Not to mention, Schechter’s casting choices are pretty damn good. True, Louis and Ordell might not have the screen heft of Robert De Niro and Samuel L. Jackson when they played older versions of the same characters in Jackie Brown, Quentin Tarantino’s 1997 adaptation of Leonard’s Rum Punch, but this is a smaller story—which is for the best, since Schechter isn’t nearly as ambitious as Tarantino. Nor does he have the stylistic chops of the Pulp Fiction Oscar winner, or even Barry Sonnenfeld (director of the 1995 adaptation of Leonard’s Get Shorty), and especially not Steven Soderbergh, who directed what still remains the greatest Leonard adaptation committed to celluloid, 1998’s Out of Sight.

By default, this is the best Leonard adaptation captured digitally, a shooting decision that harms this movie’s sense of place. As lensed by Eric Alan Edwards, it looks like every other crummy movie that’s clogging up the cineplexes—meaning it’ll look right at home on your TV, where it’s destined to attract most of its fans during late-night runs on cable.

Louis and Ordell find their way into the apartment of Richard (Mark Boone Junior), a redneck with a taste for Nazi memorabilia. If it weren’t for his lisp, you might easily mistake him for Jeff Bridges’ iconic character, The Dude—until a midfilm mishap finds him requiring an eye patch, and thus looking more like Bridges’ Rooster Cogburn. A sign in this racist’s kitchen reads, “Nothing is lower than n—— or Jews, except the cops that protect them.” This bearded idiot doesn’t even seem to notice any irony in that fact that he’s frying chicken for the black Ordell, or that he spends much of the movie disguising himself (badly) as a police officer, once the picture’s main kidnapping plot kicks into gear.

Louis and Ordell plan on snatching Frank’s socialite wife while he’s out of town on business (the business of fraud and embezzlement, not to mention adultery) and then demanding a $1 million ransom from the louse. But what to do once they discover Frank filed divorce papers before flying to the Bahamas to hop in bed with his mistress (Isla Fisher)? Hell, why pay to get his wife back, if it means he’ll never have to pay alimony?

The plan only goes downhill from here. While Louis and Ordell try to figure out their next move, Mickey’s left to fend off the Nazi-minded pervert in whose home she’s been stashed, while Marshall—who witnessed her abduction—takes the cowardly route, pretending he’s seen nothing.

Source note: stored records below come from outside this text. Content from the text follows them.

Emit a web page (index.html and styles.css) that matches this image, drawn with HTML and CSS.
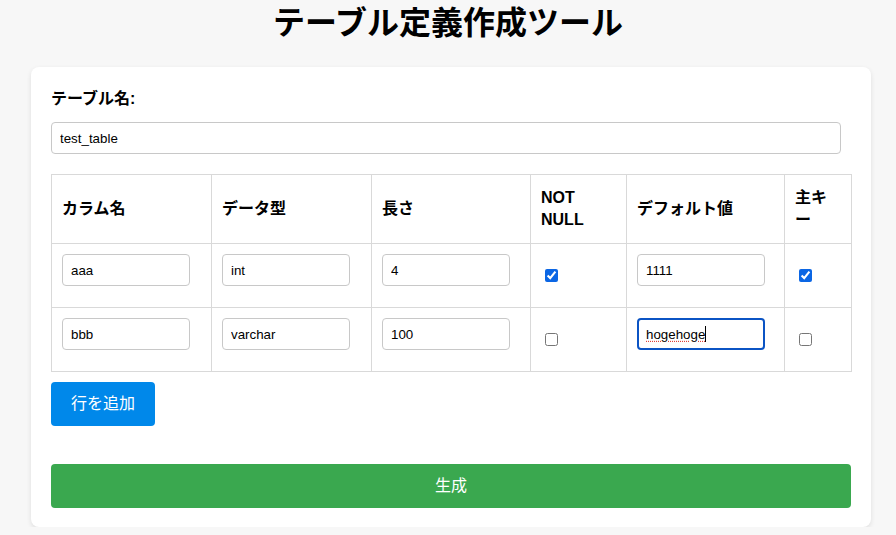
FILE: index.html
```html
<!DOCTYPE html>
<html lang="ja">
<head>
<meta charset="utf-8">
<title>テーブル定義作成ツール</title>
<link rel="stylesheet" href="styles.css">
</head>
<body>
<h1 class="title">テーブル定義作成ツール</h1>
<div class="card">
  <label class="label" for="tname">テーブル名:</label>
  <input id="tname" class="text-input wide" type="text" value="test_table">
  <table class="def-table">
    <colgroup>
      <col class="c-name"><col class="c-type"><col class="c-len"><col class="c-nn"><col class="c-def"><col class="c-pk">
    </colgroup>
    <thead>
      <tr>
        <th>カラム名</th>
        <th>データ型</th>
        <th>長さ</th>
        <th>NOT NULL</th>
        <th>デフォルト値</th>
        <th>主キー</th>
      </tr>
    </thead>
    <tbody>
      <tr>
        <td><input class="text-input cell" type="text" value="aaa"></td>
        <td><input class="text-input cell" type="text" value="int"></td>
        <td><input class="text-input cell" type="text" value="4"></td>
        <td><input class="check" type="checkbox" checked></td>
        <td><input class="text-input cell" type="text" value="1111"></td>
        <td><input class="check" type="checkbox" checked></td>
      </tr>
      <tr>
        <td><input class="text-input cell" type="text" value="bbb"></td>
        <td><input class="text-input cell" type="text" value="varchar"></td>
        <td><input class="text-input cell" type="text" value="100"></td>
        <td><input class="check" type="checkbox"></td>
        <td><span class="focus-wrap"><input class="text-input cell focused" type="text" value="hogehoge"><span class="caret"></span></span></td>
        <td><input class="check" type="checkbox"></td>
      </tr>
    </tbody>
  </table>
  <button class="btn btn-add" type="button">行を追加</button>
  <button class="btn btn-gen" type="button">生成</button>
</div>
</body>
</html>
```
FILE: styles.css
```css
html, body {
  margin: 0;
  padding: 0;
}
body {
  background: #f7f7f7;
  font-family: "Liberation Sans", "Noto Sans CJK JP", sans-serif;
  color: #000;
}
.title {
  margin: 0 0 21px;
  font-size: 32px;
  line-height: 46px;
  font-weight: 700;
  text-align: center;
}
.card {
  box-sizing: border-box;
  width: 840px;
  margin-left: 31px;
  padding: 20px 20px 19px;
  background: #fff;
  border-radius: 8px;
  box-shadow: 0 2px 5px rgba(0, 0, 0, 0.1);
}
.label {
  display: block;
  font-size: 16px;
  font-weight: 700;
  line-height: 24px;
  margin-bottom: 11px;
}
.text-input {
  box-sizing: border-box;
  height: 32px;
  padding: 0 8px;
  border: 1px solid #c8c8c8;
  border-radius: 4px;
  font-family: "Liberation Sans", "Noto Sans CJK JP", sans-serif;
  font-size: 13.33px;
  color: #000;
  background: #fff;
  outline: none;
}
.wide {
  display: block;
  width: 790px;
  margin: 0 0 20px;
}
.def-table {
  width: 800px;
  table-layout: fixed;
  border-collapse: collapse;
  margin-bottom: 10px;
}
.c-name { width: 160px; }
.c-type { width: 160px; }
.c-len { width: 159px; }
.c-nn { width: 96px; }
.c-def { width: 158px; }
.c-pk { width: 67px; }
.def-table th,
.def-table td {
  border: 1px solid #d9d9d9;
  padding: 10px;
  text-align: left;
  vertical-align: middle;
}
.def-table th {
  height: 48px;
  font-size: 16px;
  font-weight: 700;
  line-height: 22px;
}
.def-table td {
  height: 43px;
}
.cell {
  display: block;
  width: 128px;
  margin-bottom: 11px;
}
.check {
  display: block;
  width: 13px;
  height: 13px;
  margin: 0 0 0 4px;
  accent-color: #0b66e4;
}
.focus-wrap {
  position: relative;
  display: block;
  width: 128px;
}
.focused {
  border: 2px solid #0b54c4;
  border-radius: 4px;
  padding: 0 7px;
  text-decoration: underline dotted #e0443a;
  text-underline-offset: 2px;
}
.caret {
  position: absolute;
  left: 68px;
  top: 8px;
  width: 1px;
  height: 16px;
  background: #000;
}
.btn {
  display: block;
  border: none;
  border-radius: 4px;
  color: #fff;
  font-family: "Liberation Sans", "Noto Sans CJK JP", sans-serif;
  font-size: 16px;
  line-height: 24px;
  padding: 10px 20px;
  cursor: pointer;
}
.btn-add {
  background: #0088ea;
  margin-bottom: 38px;
}
.btn-gen {
  width: 100%;
  background: #3aa84f;
}
```
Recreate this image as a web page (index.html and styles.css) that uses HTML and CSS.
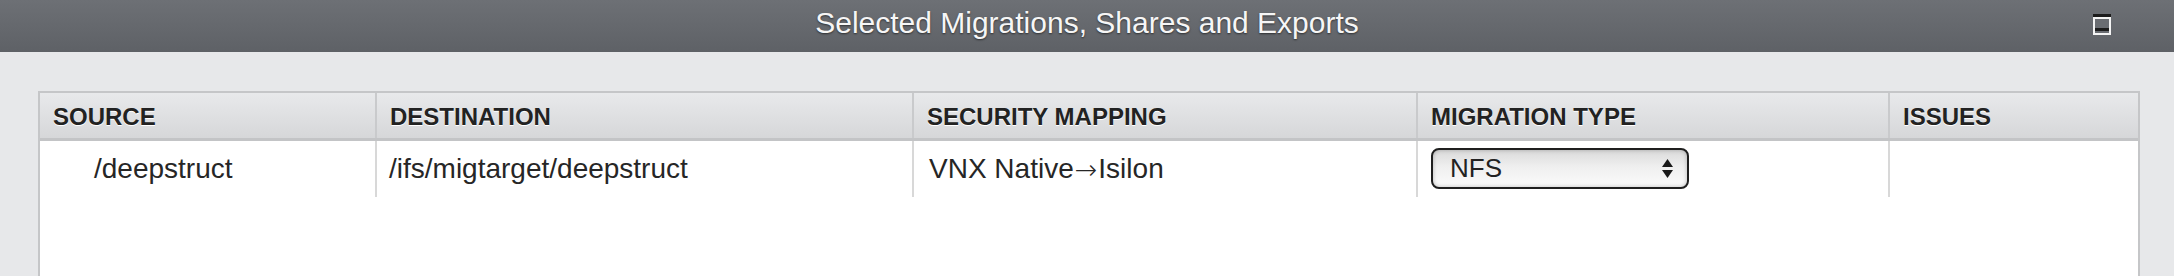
FILE: index.html
```html
<!DOCTYPE html>
<html lang="en">
<head>
    <meta charset="UTF-8">
    <meta name="viewport" content="width=device-width, initial-scale=1.0">
    <title>Selected Migrations, Shares and Exports</title>
    <link rel="stylesheet" href="styles.css">
</head>
<body>
    <div class="titlebar">
        <span></span>
        <h1 class="title">Selected Migrations, Shares and Exports</h1>
        <button class="maximize" title="Maximize">
            <svg width="18" height="21" viewBox="0 0 18 21">
                <rect x="0" y="0" width="18" height="3" fill="#1c1c1c"/>
                <rect x="1" y="4" width="16" height="16" fill="#6a6d72" stroke="#f4f4f4" stroke-width="2"/>
                <rect x="2" y="14" width="14" height="3" fill="#1c1c1c"/>
            </svg>
        </button>
    </div>

    <div class="content">
        <div class="grid">
            <div class="grid-row grid-head">
                <div class="cell">SOURCE</div>
                <div class="cell">DESTINATION</div>
                <div class="cell">SECURITY MAPPING</div>
                <div class="cell">MIGRATION TYPE</div>
                <div class="cell">ISSUES</div>
            </div>
            <div class="grid-body">
                <div class="grid-row">
                    <div class="cell source">/deepstruct</div>
                    <div class="cell">/ifs/migtarget/deepstruct</div>
                    <div class="cell security">VNX Native<span class="arrow">&rarr;</span>Isilon</div>
                    <div class="cell">
                        <div class="select-box">
                            <span>NFS</span>
                            <svg width="11" height="20" viewBox="0 0 11 20">
                                <polygon points="5.5,0 11,8 0,8" fill="#1a1a1a"/>
                                <polygon points="0,11 11,11 5.5,19" fill="#1a1a1a"/>
                            </svg>
                        </div>
                    </div>
                    <div class="cell"></div>
                </div>
            </div>
        </div>
    </div>
</body>
</html>
```

FILE: styles.css
```css
body {
    margin: 0;
    font-family: "Liberation Sans", Arial, sans-serif;
    background: #e7e8ea;
    color: #222;
    overflow: hidden;
}
.titlebar {
    height: 52px;
    display: grid;
    grid-template-columns: 1fr auto 1fr;
    align-items: start;
    background: linear-gradient(to bottom, #6d7075, #5e6166);
}
.title {
    margin: 0;
    font-size: 30px;
    font-weight: normal;
    line-height: 45px;
    color: #f6f6f6;
    text-shadow: 0 1px 2px rgba(0, 0, 0, 0.55);
}
.maximize {
    justify-self: end;
    margin: 14px 63px 0 0;
    padding: 0;
    border: none;
    background: none;
    line-height: 0;
    cursor: pointer;
}
.content {
    padding: 39px 34px 0 38px;
}
.grid {
    height: 200px;
    background: #fff;
    border: 2px solid #c5c6c8;
    border-bottom: none;
}
.grid-row {
    display: grid;
    grid-template-columns: 335px 537px 504px 472px 249px;
}
.grid-head {
    height: 45px;
    border-bottom: 3px solid #c3c4c6;
    background: linear-gradient(to bottom, #e8e9eb, #d6d7d9);
}
.grid-head .cell {
    padding: 3px 0 0 13px;
    font-size: 24px;
    font-weight: bold;
    line-height: 41px;
    color: #222;
    text-shadow: 0 1px 0 #fff;
    border-left: 2px solid #c9cacc;
}
.grid-head .cell:first-child {
    border-left: none;
}
.grid-body .grid-row {
    height: 56px;
}
.grid-body .cell {
    display: flex;
    align-items: center;
    padding-left: 12px;
    font-size: 28px;
    color: #262626;
    border-left: 2px solid #d8d8d8;
}
.grid-body .cell:first-child {
    border-left: none;
}
.grid-body .cell.source {
    padding-left: 54px;
}
.grid-body .cell.security {
    padding-left: 15px;
}
/* Liberation's arrow is tiny, DejaVu's is closer to the original */
.arrow {
    font-family: "DejaVu Sans", sans-serif;
    font-weight: 200;
    font-size: 27px;
    margin: 0 1px;
}
.grid-body .cell:nth-child(4) {
    padding-left: 13px;
}
.select-box {
    box-sizing: border-box;
    width: 258px;
    height: 41px;
    margin-top: -1px;
    display: flex;
    align-items: center;
    justify-content: space-between;
    padding: 0 14px 0 17px;
    border: 2px solid #1f1f1f;
    border-radius: 8px;
    background: linear-gradient(to bottom, #dadada, #efefef 45%, #fbfbfb);
    box-shadow: inset 0 0 4px rgba(0, 0, 0, 0.25);
    font-size: 26px;
    color: #222;
}
```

And ultimately, there’s not a lot to see here. Much of Leonard’s dialogue remains intact,
as a sweet interaction blossoms between Louis and Mickey, his infatuation becoming a sort
of reverse-Stockholm syndrome. But there’s really not a lot at stake, other than Louis trying to convince Ordell not to chop off Mickey’s fingers.

And while there is a nice bit of turnabout at the end—it is a Leonard plot, after all—the
rest of the picture lacks the precise comic beats that made other Leonard adaptations so memorable.

Leonard served as an executive producer on the picture, which premiered at last year’s Toronto Film Festival, a month after his death. But despite the involvement of the author himself, Schechter’s adaptation doesn’t pop so much as gradually deflate.


Life of Crime **1/2

Starring John Hawkes, Yasiin Bey, Jennifer Aniston, Isla Fisher, Will Forte, Tim Robbins, Mark Boone Junior and Kevin Corrigan. Screenplay by Daniel Schechter, based on the novel The Switch by Elmore Leonard. Directed by Daniel Schechter. At West Newton.